Write out the listing below without alteration, omitting its pictures.

[Start of Dataset section]

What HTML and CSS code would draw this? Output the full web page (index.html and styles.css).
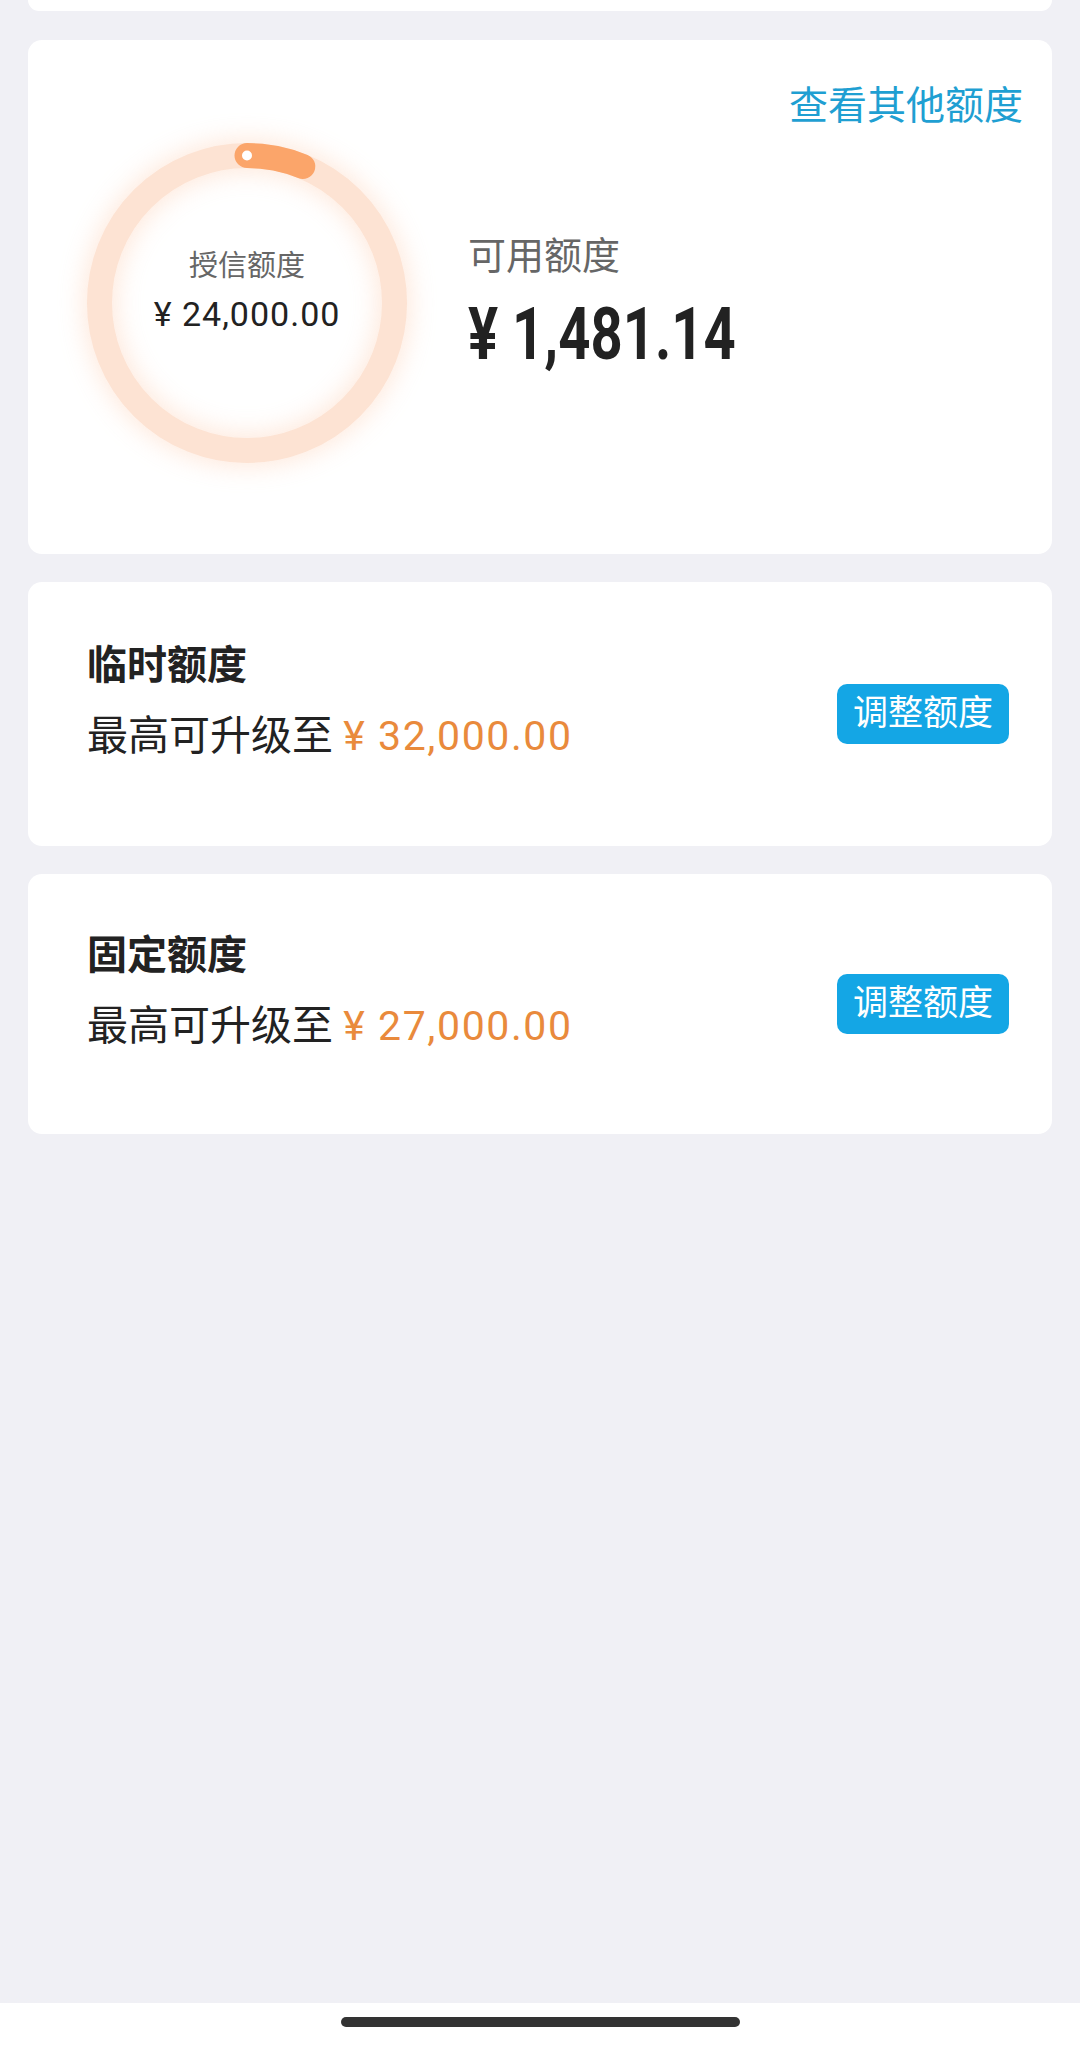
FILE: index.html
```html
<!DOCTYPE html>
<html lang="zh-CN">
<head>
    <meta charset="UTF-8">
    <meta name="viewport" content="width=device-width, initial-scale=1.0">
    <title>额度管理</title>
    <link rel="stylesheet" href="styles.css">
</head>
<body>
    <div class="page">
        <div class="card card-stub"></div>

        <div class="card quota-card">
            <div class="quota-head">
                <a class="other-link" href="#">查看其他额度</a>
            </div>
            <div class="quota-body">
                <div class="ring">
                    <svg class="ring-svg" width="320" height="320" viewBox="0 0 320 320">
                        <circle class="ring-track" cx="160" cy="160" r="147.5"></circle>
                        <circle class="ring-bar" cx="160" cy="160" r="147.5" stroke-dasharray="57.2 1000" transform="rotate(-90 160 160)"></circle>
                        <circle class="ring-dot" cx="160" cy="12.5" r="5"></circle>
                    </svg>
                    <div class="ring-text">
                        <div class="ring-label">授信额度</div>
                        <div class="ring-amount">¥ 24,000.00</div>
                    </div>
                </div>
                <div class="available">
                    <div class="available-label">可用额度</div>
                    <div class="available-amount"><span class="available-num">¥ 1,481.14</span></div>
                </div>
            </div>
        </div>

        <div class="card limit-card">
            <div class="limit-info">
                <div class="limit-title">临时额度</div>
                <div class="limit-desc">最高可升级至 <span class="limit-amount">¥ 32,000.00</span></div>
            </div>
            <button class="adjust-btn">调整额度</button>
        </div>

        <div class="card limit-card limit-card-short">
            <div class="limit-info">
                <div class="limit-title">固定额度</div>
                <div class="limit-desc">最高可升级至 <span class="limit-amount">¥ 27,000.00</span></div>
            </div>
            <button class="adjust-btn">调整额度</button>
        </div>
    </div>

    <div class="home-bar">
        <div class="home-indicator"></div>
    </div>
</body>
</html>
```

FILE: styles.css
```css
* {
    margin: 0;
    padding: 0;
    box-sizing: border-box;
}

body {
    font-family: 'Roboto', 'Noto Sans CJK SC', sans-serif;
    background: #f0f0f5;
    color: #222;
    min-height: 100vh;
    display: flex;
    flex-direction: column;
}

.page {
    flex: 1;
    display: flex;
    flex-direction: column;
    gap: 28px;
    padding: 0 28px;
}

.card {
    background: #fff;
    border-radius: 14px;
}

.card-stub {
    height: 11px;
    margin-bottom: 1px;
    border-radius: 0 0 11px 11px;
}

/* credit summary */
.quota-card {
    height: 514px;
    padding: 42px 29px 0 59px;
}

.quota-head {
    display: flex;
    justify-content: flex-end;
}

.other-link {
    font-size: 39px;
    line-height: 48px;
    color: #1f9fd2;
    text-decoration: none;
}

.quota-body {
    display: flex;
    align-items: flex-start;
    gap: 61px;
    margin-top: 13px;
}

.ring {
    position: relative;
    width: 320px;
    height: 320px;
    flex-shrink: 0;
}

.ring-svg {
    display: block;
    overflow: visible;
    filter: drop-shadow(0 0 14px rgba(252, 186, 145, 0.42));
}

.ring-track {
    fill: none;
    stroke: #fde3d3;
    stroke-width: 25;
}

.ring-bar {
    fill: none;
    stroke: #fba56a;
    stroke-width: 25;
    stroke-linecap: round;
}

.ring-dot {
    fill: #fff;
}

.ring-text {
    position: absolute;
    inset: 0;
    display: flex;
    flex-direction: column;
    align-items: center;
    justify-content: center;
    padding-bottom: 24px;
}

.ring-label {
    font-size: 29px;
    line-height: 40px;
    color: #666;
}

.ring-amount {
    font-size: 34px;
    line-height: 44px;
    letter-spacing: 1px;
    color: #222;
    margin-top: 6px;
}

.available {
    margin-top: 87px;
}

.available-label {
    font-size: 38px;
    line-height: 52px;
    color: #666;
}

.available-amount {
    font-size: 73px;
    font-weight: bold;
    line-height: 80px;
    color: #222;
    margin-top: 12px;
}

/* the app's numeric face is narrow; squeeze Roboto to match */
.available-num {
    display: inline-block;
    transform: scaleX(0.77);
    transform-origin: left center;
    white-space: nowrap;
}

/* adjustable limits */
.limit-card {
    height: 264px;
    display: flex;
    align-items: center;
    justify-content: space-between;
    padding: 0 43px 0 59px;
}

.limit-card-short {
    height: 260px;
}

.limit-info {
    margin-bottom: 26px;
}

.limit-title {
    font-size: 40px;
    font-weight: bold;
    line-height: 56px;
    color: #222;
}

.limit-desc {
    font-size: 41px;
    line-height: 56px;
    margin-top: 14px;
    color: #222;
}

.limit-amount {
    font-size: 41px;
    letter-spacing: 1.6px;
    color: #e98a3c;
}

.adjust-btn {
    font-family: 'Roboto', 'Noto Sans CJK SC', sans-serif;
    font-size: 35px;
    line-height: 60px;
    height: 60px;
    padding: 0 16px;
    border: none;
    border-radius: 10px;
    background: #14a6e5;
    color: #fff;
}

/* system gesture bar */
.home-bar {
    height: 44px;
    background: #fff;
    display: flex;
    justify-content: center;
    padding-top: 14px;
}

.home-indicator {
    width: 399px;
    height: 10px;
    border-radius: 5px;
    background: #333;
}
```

[End of Dataset section]

# [Full output]
What HTML and CSS code would draw this? Output the full web page (index.html and styles.css).
FILE: index.html
```html
<!DOCTYPE html>
<html lang="zh-CN">
<head>
    <meta charset="UTF-8">
    <meta name="viewport" content="width=device-width, initial-scale=1.0">
    <title>额度管理</title>
    <link rel="stylesheet" href="styles.css">
</head>
<body>
    <div class="page">
        <div class="card card-stub"></div>

        <div class="card quota-card">
            <div class="quota-head">
                <a class="other-link" href="#">查看其他额度</a>
            </div>
            <div class="quota-body">
                <div class="ring">
                    <svg class="ring-svg" width="320" height="320" viewBox="0 0 320 320">
                        <circle class="ring-track" cx="160" cy="160" r="147.5"></circle>
                        <circle class="ring-bar" cx="160" cy="160" r="147.5" stroke-dasharray="57.2 1000" transform="rotate(-90 160 160)"></circle>
                        <circle class="ring-dot" cx="160" cy="12.5" r="5"></circle>
                    </svg>
                    <div class="ring-text">
                        <div class="ring-label">授信额度</div>
                        <div class="ring-amount">¥ 24,000.00</div>
                    </div>
                </div>
                <div class="available">
                    <div class="available-label">可用额度</div>
                    <div class="available-amount"><span class="available-num">¥ 1,481.14</span></div>
                </div>
            </div>
        </div>

        <div class="card limit-card">
            <div class="limit-info">
                <div class="limit-title">临时额度</div>
                <div class="limit-desc">最高可升级至 <span class="limit-amount">¥ 32,000.00</span></div>
            </div>
            <button class="adjust-btn">调整额度</button>
        </div>

        <div class="card limit-card limit-card-short">
            <div class="limit-info">
                <div class="limit-title">固定额度</div>
                <div class="limit-desc">最高可升级至 <span class="limit-amount">¥ 27,000.00</span></div>
            </div>
            <button class="adjust-btn">调整额度</button>
        </div>
    </div>

    <div class="home-bar">
        <div class="home-indicator"></div>
    </div>
</body>
</html>
```

FILE: styles.css
```css
* {
    margin: 0;
    padding: 0;
    box-sizing: border-box;
}

body {
    font-family: 'Roboto', 'Noto Sans CJK SC', sans-serif;
    background: #f0f0f5;
    color: #222;
    min-height: 100vh;
    display: flex;
    flex-direction: column;
}

.page {
    flex: 1;
    display: flex;
    flex-direction: column;
    gap: 28px;
    padding: 0 28px;
}

.card {
    background: #fff;
    border-radius: 14px;
}

.card-stub {
    height: 11px;
    margin-bottom: 1px;
    border-radius: 0 0 11px 11px;
}

/* credit summary */
.quota-card {
    height: 514px;
    padding: 42px 29px 0 59px;
}

.quota-head {
    display: flex;
    justify-content: flex-end;
}

.other-link {
    font-size: 39px;
    line-height: 48px;
    color: #1f9fd2;
    text-decoration: none;
}

.quota-body {
    display: flex;
    align-items: flex-start;
    gap: 61px;
    margin-top: 13px;
}

.ring {
    position: relative;
    width: 320px;
    height: 320px;
    flex-shrink: 0;
}

.ring-svg {
    display: block;
    overflow: visible;
    filter: drop-shadow(0 0 14px rgba(252, 186, 145, 0.42));
}

.ring-track {
    fill: none;
    stroke: #fde3d3;
    stroke-width: 25;
}

.ring-bar {
    fill: none;
    stroke: #fba56a;
    stroke-width: 25;
    stroke-linecap: round;
}

.ring-dot {
    fill: #fff;
}

.ring-text {
    position: absolute;
    inset: 0;
    display: flex;
    flex-direction: column;
    align-items: center;
    justify-content: center;
    padding-bottom: 24px;
}

.ring-label {
    font-size: 29px;
    line-height: 40px;
    color: #666;
}

.ring-amount {
    font-size: 34px;
    line-height: 44px;
    letter-spacing: 1px;
    color: #222;
    margin-top: 6px;
}

.available {
    margin-top: 87px;
}

.available-label {
    font-size: 38px;
    line-height: 52px;
    color: #666;
}

.available-amount {
    font-size: 73px;
    font-weight: bold;
    line-height: 80px;
    color: #222;
    margin-top: 12px;
}

/* the app's numeric face is narrow; squeeze Roboto to match */
.available-num {
    display: inline-block;
    transform: scaleX(0.77);
    transform-origin: left center;
    white-space: nowrap;
}

/* adjustable limits */
.limit-card {
    height: 264px;
    display: flex;
    align-items: center;
    justify-content: space-between;
    padding: 0 43px 0 59px;
}

.limit-card-short {
    height: 260px;
}

.limit-info {
    margin-bottom: 26px;
}

.limit-title {
    font-size: 40px;
    font-weight: bold;
    line-height: 56px;
    color: #222;
}

.limit-desc {
    font-size: 41px;
    line-height: 56px;
    margin-top: 14px;
    color: #222;
}

.limit-amount {
    font-size: 41px;
    letter-spacing: 1.6px;
    color: #e98a3c;
}

.adjust-btn {
    font-family: 'Roboto', 'Noto Sans CJK SC', sans-serif;
    font-size: 35px;
    line-height: 60px;
    height: 60px;
    padding: 0 16px;
    border: none;
    border-radius: 10px;
    background: #14a6e5;
    color: #fff;
}

/* system gesture bar */
.home-bar {
    height: 44px;
    background: #fff;
    display: flex;
    justify-content: center;
    padding-top: 14px;
}

.home-indicator {
    width: 399px;
    height: 10px;
    border-radius: 5px;
    background: #333;
}
```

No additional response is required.